Father of the Internet: The Internet Isn't a Human Right

Vint Cerf knows the internet. He co-created it in its baby military form, and he now serves as Google's "Internet Evangelist." You might be surprised, then, when he says the internet isn't a human right—but he's correct.

Cerf's spiel, the entirety of which is worth reading in the NYT, boils down to this: human rights are things fundamental to our wellbeing as humans. Things that allow us not only to survive, but to flourish as a species: clean water, not being raped, expressing our thoughts without reprisal. These rights can be chiseled in stone, and would make as much sense 500 years ago as 500 years from now. Why? They have nothing to do with tech—though that doesn't mean tech's not part of the picture:

Technology is an enabler of rights, not a right itself...It is a mistake to place any particular technology in this exalted category, since over time we will end up valuing the wrong things. For example, at one time if you didn't have a horse it was hard to make a living. But the important right in that case was the right to make a living, not the right to a horse. Today, if I were granted a right to have a horse, I'm not sure where I would put it.
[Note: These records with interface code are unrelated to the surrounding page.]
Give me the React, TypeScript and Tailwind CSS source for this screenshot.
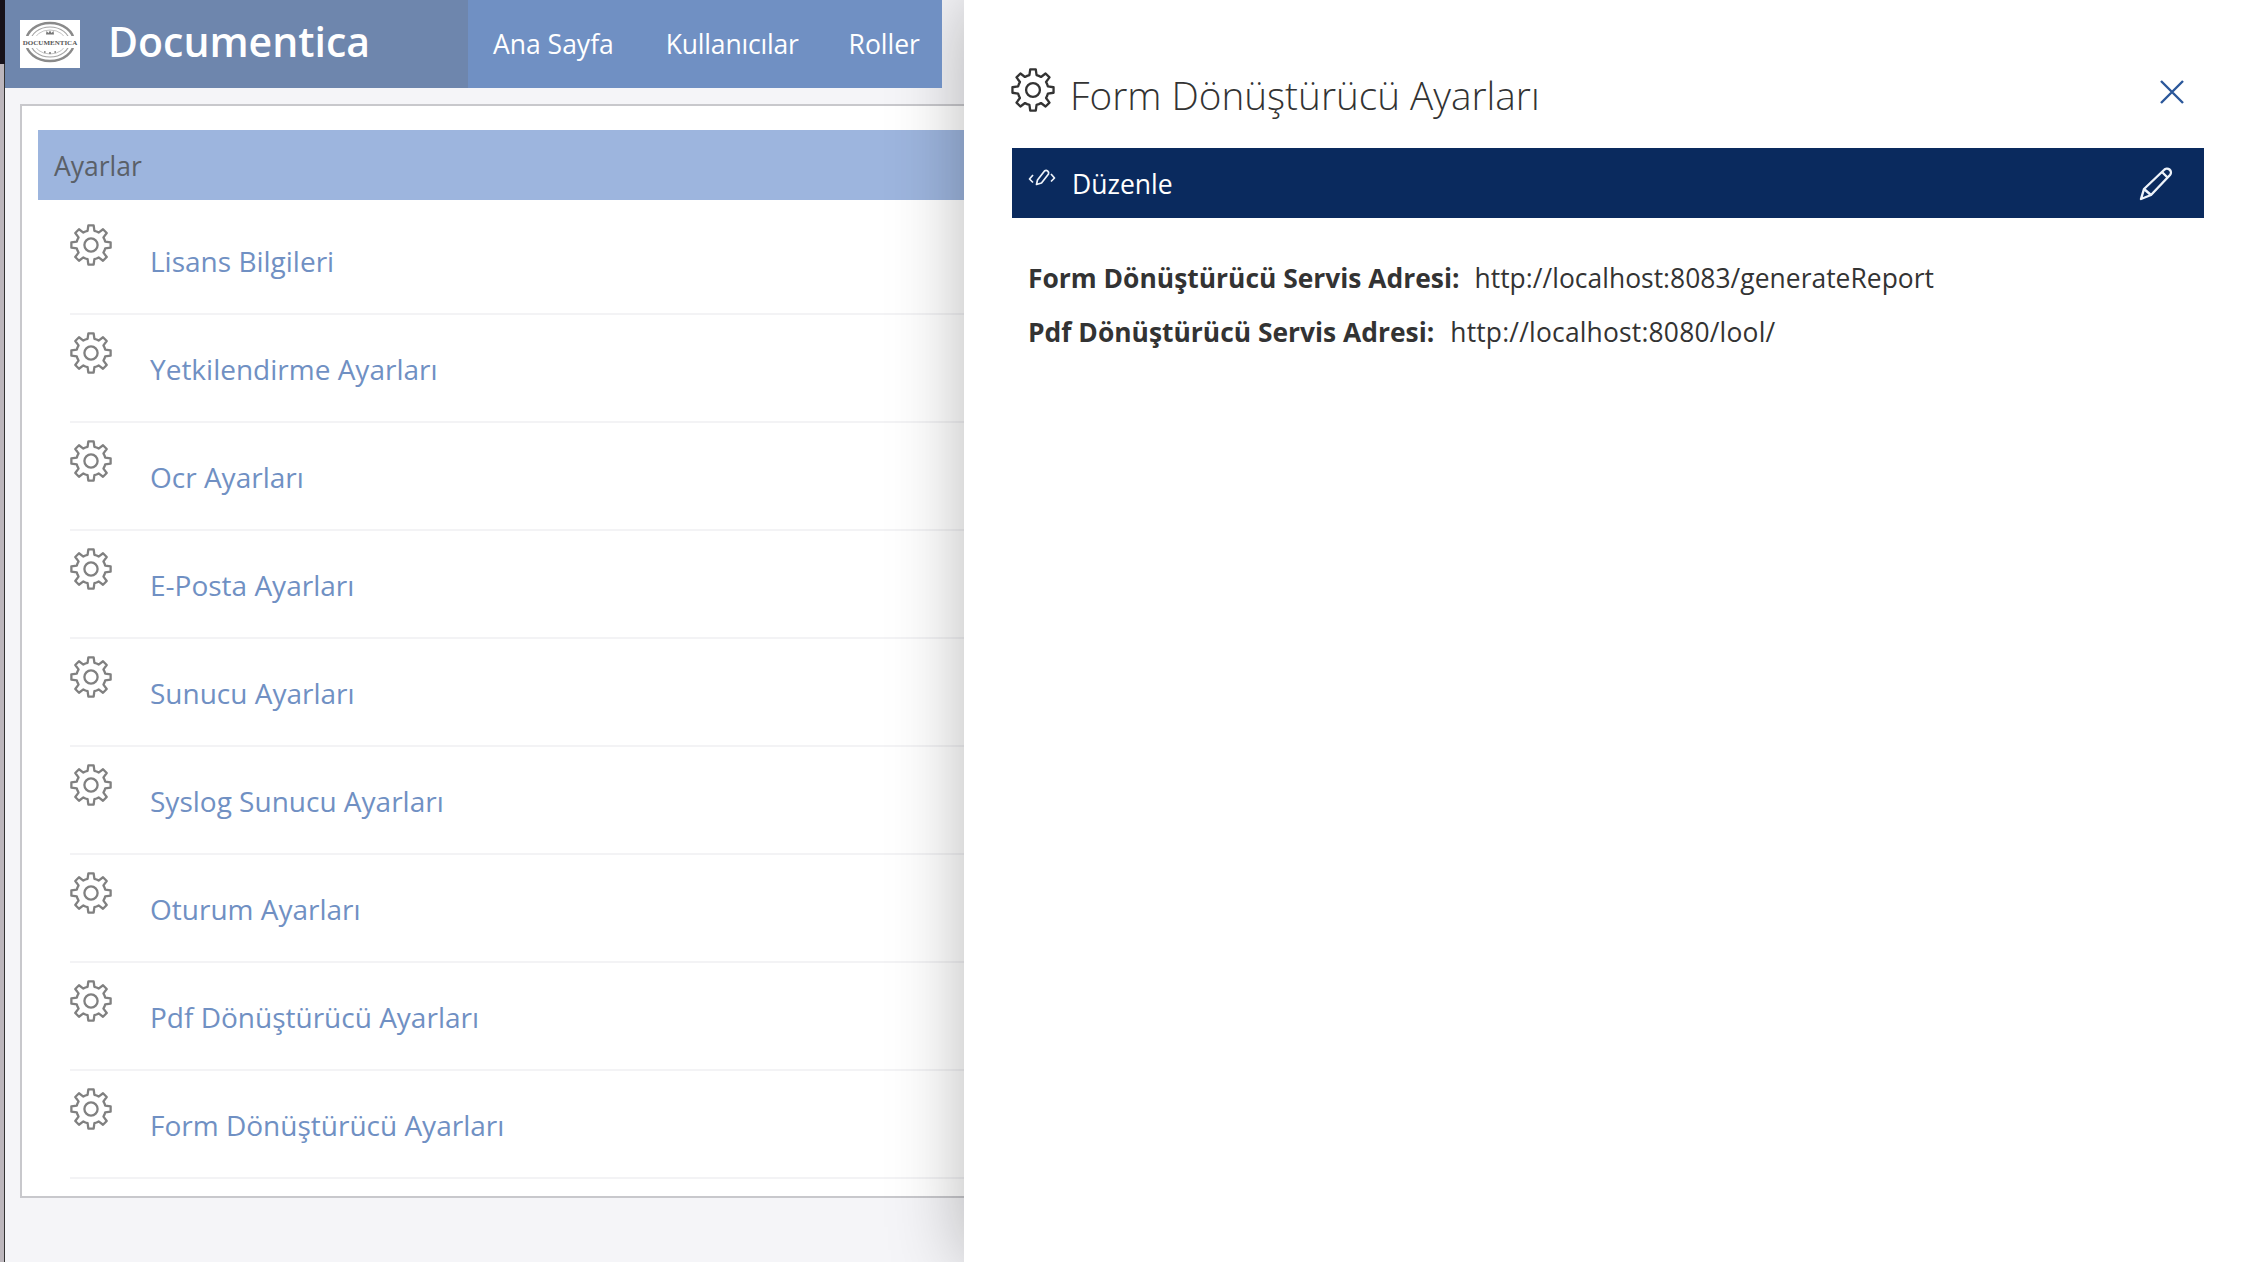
import React from "react";

function gearPath(cx: number, cy: number, ro: number, ri: number) {
  const pts: string[] = [];
  const n = 8;
  for (let i = 0; i < n; i++) {
    const a = (i / n) * Math.PI * 2 - Math.PI / 2;
    const step = (Math.PI * 2) / n;
    const seq: [number, number][] = [
      [ri, a - step * 0.5],
      [ri, a - step * 0.3],
      [ro, a - step * 0.17],
      [ro, a + step * 0.17],
      [ri, a + step * 0.3],
    ];
    for (const [r, t] of seq) {
      pts.push(`${(cx + r * Math.cos(t)).toFixed(2)} ${(cy + r * Math.sin(t)).toFixed(2)}`);
    }
  }
  return "M" + pts.join("L") + "Z";
}

function Gear({ size = 42, color = "#808080", sw = 2.3 }: { size?: number; color?: string; sw?: number }) {
  return (
    <svg width={size} height={size} viewBox="0 0 42 42" fill="none" stroke={color} strokeWidth={sw} strokeLinejoin="round" className="shrink-0">
      <path d={gearPath(21, 21, 19.8, 14.6)} />
      <circle cx="21" cy="21" r="6.6" />
    </svg>
  );
}

function Logo() {
  return (
    <div className="w-[60px] h-[48px] bg-white shrink-0">
      <svg width="60" height="48" viewBox="0 0 60 48" fill="none">
        <ellipse cx="30" cy="22" rx="24" ry="19" stroke="#8a8a8a" strokeWidth="2.4" />
        <ellipse cx="30" cy="22" rx="19.5" ry="15" stroke="#a5a5a5" strokeWidth="1.2" />
        <ellipse cx="30" cy="22" rx="16" ry="12" stroke="#b5b5b5" strokeWidth="0.8" />
        <rect x="0" y="16" width="60" height="12" fill="#fff" />
        <path d="M26 14.5 L26.5 11 L28.5 13 L30 10.5 L31.5 13 L33.5 11 L34 14.5 Z" fill="#777" />
        <path d="M24 32 h1.6 M29 33 h2 M34.4 32 h1.6" stroke="#777" strokeWidth="1.4" />
        <text x="30" y="25" textAnchor="middle" fontFamily="Liberation Serif, serif" fontWeight="700" fontSize="7" fill="#555">DOCUMENTICA</text>
      </svg>
    </div>
  );
}

const rows = [
  "Lisans Bilgileri",
  "Yetkilendirme Ayarları",
  "Ocr Ayarları",
  "E-Posta Ayarları",
  "Sunucu Ayarları",
  "Syslog Sunucu Ayarları",
  "Oturum Ayarları",
  "Pdf Dönüştürücü Ayarları",
  "Form Dönüştürücü Ayarları",
];

export default function App() {
  return (
    <div className="flex w-[2250px] h-[1262px] overflow-hidden bg-white font-['Open_Sans',sans-serif]">
      <div className="w-[5px] shrink-0 flex flex-col">
        <div className="h-[64px] bg-[#17121a]" />
        <div className="flex-1 bg-[#bcb6bc] border-r-[1px] border-[#333]" />
      </div>
      <div className="w-[959px] shrink-0 bg-[#f5f5f8] flex flex-col">
        <header className="relative z-20 flex h-[88px] w-[937px] shrink-0 bg-[#7090c3]">
          <div className="flex items-center w-[463px] h-full bg-[#6e86ad] pl-[15px]">
            <Logo />
            <span className="ml-[28px] text-[41px] font-semibold leading-none text-white pb-[6px]">Documentica</span>
          </div>
          <nav className="flex items-center text-[26.5px] text-white pt-[2px]">
            <span className="ml-[25px]">Ana Sayfa</span>
            <span className="ml-[52px] tracking-[-0.2px]">Kullanıcılar</span>
            <span className="ml-[50px]">Roller</span>
          </nav>
        </header>
        <main className="mt-[16px] ml-[15px] h-[1094px] border-[2px] border-r-0 border-[#c8c8cc] bg-white pt-[24px] pl-[16px] overflow-hidden">
          <div className="h-[70px] bg-[#9db5de] flex items-center pl-[16px] pt-[4px] text-[26.5px] text-[#5a6068]">Ayarlar</div>
          <ul className="pt-[7px] pl-[32px]">
            {rows.map((r) => (
              <li key={r} className="flex h-[108px] border-b-[2px] border-[#f3f3f5]">
                <div className="pt-[17px] w-[80px] shrink-0">
                  <Gear />
                </div>
                <div className="pt-[34px] text-[28px] leading-[40px] text-[#7090c3]">{r}</div>
              </li>
            ))}
          </ul>
        </main>
      </div>
      <aside className="relative z-10 flex-1 bg-white shadow-[0_0_70px_rgba(0,0,0,0.28)] pl-[48px] pr-[46px]">
        <div className="flex h-[148px] items-start">
          <div className="mt-[68px] -ml-[1px]">
            <Gear size={44} color="#333" sw={2.2} />
          </div>
          <h1 className="ml-[15px] mt-[67px] text-[38.7px] font-light leading-[56px] text-[#333]">Form Dönüştürücü Ayarları</h1>
          <button className="ml-auto mr-[18px] mt-[78px]">
            <svg width="28" height="28" viewBox="0 0 28 28" stroke="#2b579a" strokeWidth="2.4" fill="none">
              <path d="M3 3 L25 25 M25 3 L3 25" />
            </svg>
          </button>
        </div>
        <div className="flex items-center h-[70px] bg-[#0a2a5e] text-white pl-[16px] pr-[30px]">
          <svg width="28" height="20" viewBox="0 0 28 20" fill="none" stroke="#eef3fa" strokeWidth="1.7" strokeLinejoin="round" className="mb-[10px] shrink-0">
            <path d="M5 7 L1.5 11 L5 14.5 M23 6 L26.5 10 L23 13.5" />
            <path d="M8.5 16.5 L9.5 12 L16.5 3 A2.6 2.6 0 0 1 20.5 6 L13.5 15 Z" />
          </svg>
          <span className="ml-[16px] text-[26.5px] pt-[4px]">Düzenle</span>
          <svg width="36" height="36" viewBox="0 0 36 36" fill="none" stroke="#eef3fa" strokeWidth="2.4" strokeLinejoin="round" className="ml-auto mt-[2px] shrink-0">
            <path d="M3 33 L6 23 L26 4 A3.5 3.5 0 0 1 32 9 L13 29 Z M6 23 L13 29 M24 6 L30 12" />
          </svg>
        </div>
        <div className="pl-[16px] pt-[34px] text-[26.4px] text-[#333] leading-[53px]">
          <div className="flex">
            <b className="font-bold mr-[15px]">Form Dönüştürücü Servis Adresi:</b>
            <span className="tracking-[0.04px]">http://localhost:8083/generateReport</span>
          </div>
          <div className="flex mt-[1px]">
            <b className="font-bold mr-[16px]">Pdf Dönüştürücü Servis Adresi:</b>
            <span className="tracking-[0.2px]">http://localhost:8080/lool/</span>
          </div>
        </div>
      </aside>
    </div>
  );
}
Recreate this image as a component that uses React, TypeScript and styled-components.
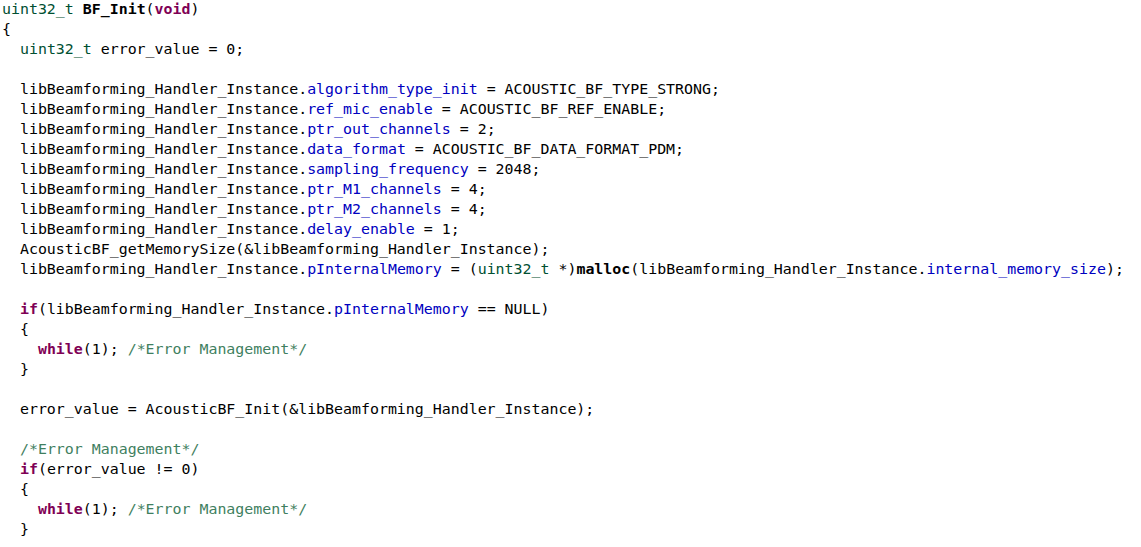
import React from "react";
import styled, { createGlobalStyle } from "styled-components";

const Global = createGlobalStyle`
  html, body { margin: 0; padding: 0; background: #ffffff; }
  body { overflow: hidden; }
`;

type Kind = "plain" | "type" | "kw" | "field" | "comment" | "fn";

const Editor = styled.div`
  width: 1141px;
  height: 548px;
  margin-top: -1px;
  background: #ffffff;
  padding: 0 0 0 2px;
  box-sizing: border-box;
  display: flex;
  flex-direction: column;
  font-family: "DejaVu Sans Mono", "Liberation Mono", monospace;
  font-size: 14.92px;
  color: #000000;
  overflow: hidden;
`;

const Line = styled.div`
  height: 20px;
  line-height: 20px;
  white-space: pre;
  flex: none;
`;

const colors: Record<Kind, string> = {
  plain: "#000000",
  type: "#005032",
  kw: "#7f0055",
  field: "#0000c0",
  comment: "#3f7f5f",
  fn: "#000000",
};

const Tok = styled.span<{ $k: Kind }>`
  color: ${(p) => colors[p.$k]};
  font-weight: ${(p) => (p.$k === "kw" || p.$k === "fn" ? "bold" : "normal")};
`;

type Seg = [Kind, string];

const I = "libBeamforming_Handler_Instance";

const code: Seg[][] = [
  [["type", "uint32_t"], ["plain", " "], ["fn", "BF_Init"], ["plain", "("], ["kw", "void"], ["plain", ")"]],
  [["plain", "{"]],
  [["plain", "  "], ["type", "uint32_t"], ["plain", " error_value = 0;"]],
  [],
  [["plain", `  ${I}.`], ["field", "algorithm_type_init"], ["plain", " = ACOUSTIC_BF_TYPE_STRONG;"]],
  [["plain", `  ${I}.`], ["field", "ref_mic_enable"], ["plain", " = ACOUSTIC_BF_REF_ENABLE;"]],
  [["plain", `  ${I}.`], ["field", "ptr_out_channels"], ["plain", " = 2;"]],
  [["plain", `  ${I}.`], ["field", "data_format"], ["plain", " = ACOUSTIC_BF_DATA_FORMAT_PDM;"]],
  [["plain", `  ${I}.`], ["field", "sampling_frequency"], ["plain", " = 2048;"]],
  [["plain", `  ${I}.`], ["field", "ptr_M1_channels"], ["plain", " = 4;"]],
  [["plain", `  ${I}.`], ["field", "ptr_M2_channels"], ["plain", " = 4;"]],
  [["plain", `  ${I}.`], ["field", "delay_enable"], ["plain", " = 1;"]],
  [["plain", `  AcousticBF_getMemorySize(&${I});`]],
  [
    ["plain", `  ${I}.`],
    ["field", "pInternalMemory"],
    ["plain", " = ("],
    ["type", "uint32_t"],
    ["plain", " *)"],
    ["fn", "malloc"],
    ["plain", `(${I}.`],
    ["field", "internal_memory_size"],
    ["plain", ");"],
  ],
  [],
  [["plain", "  "], ["kw", "if"], ["plain", `(${I}.`], ["field", "pInternalMemory"], ["plain", " == NULL)"]],
  [["plain", "  {"]],
  [["plain", "    "], ["kw", "while"], ["plain", "(1); "], ["comment", "/*Error Management*/"]],
  [["plain", "  }"]],
  [],
  [["plain", `  error_value = AcousticBF_Init(&${I});`]],
  [],
  [["plain", "  "], ["comment", "/*Error Management*/"]],
  [["plain", "  "], ["kw", "if"], ["plain", "(error_value != 0)"]],
  [["plain", "  {"]],
  [["plain", "    "], ["kw", "while"], ["plain", "(1); "], ["comment", "/*Error Management*/"]],
  [["plain", "  }"]],
];

export default function App() {
  return (
    <>
      <Global />
      <Editor>
        {code.map((line, i) => (
          <Line key={i}>
            {line.length === 0
              ? " "
              : line.map(([k, t], j) => (
                  <Tok key={j} $k={k}>
                    {t}
                  </Tok>
                ))}
          </Line>
        ))}
      </Editor>
    </>
  );
}
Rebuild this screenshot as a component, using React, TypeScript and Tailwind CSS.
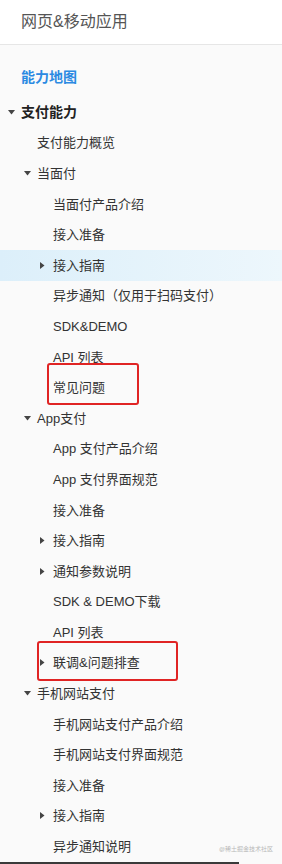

This is spot on. The internet is currently an indispensable part of enabling free speech—but it's not free speech itself. Someday, there will be no internet, because we'll be using something better. So to look back and see that we once enshrined it on the same plane as life, liberty, and the pursuit of a bunch of nice things will be pretty embarrassing.

This doesn't mean give up on making the internet great and accessible, says Cerf:

Improving the Internet is just one means, albeit an important one, by which to improve the human condition. It must be done with an appreciation for the civil and human rights that deserve protection - without pretending that access itself is such a right.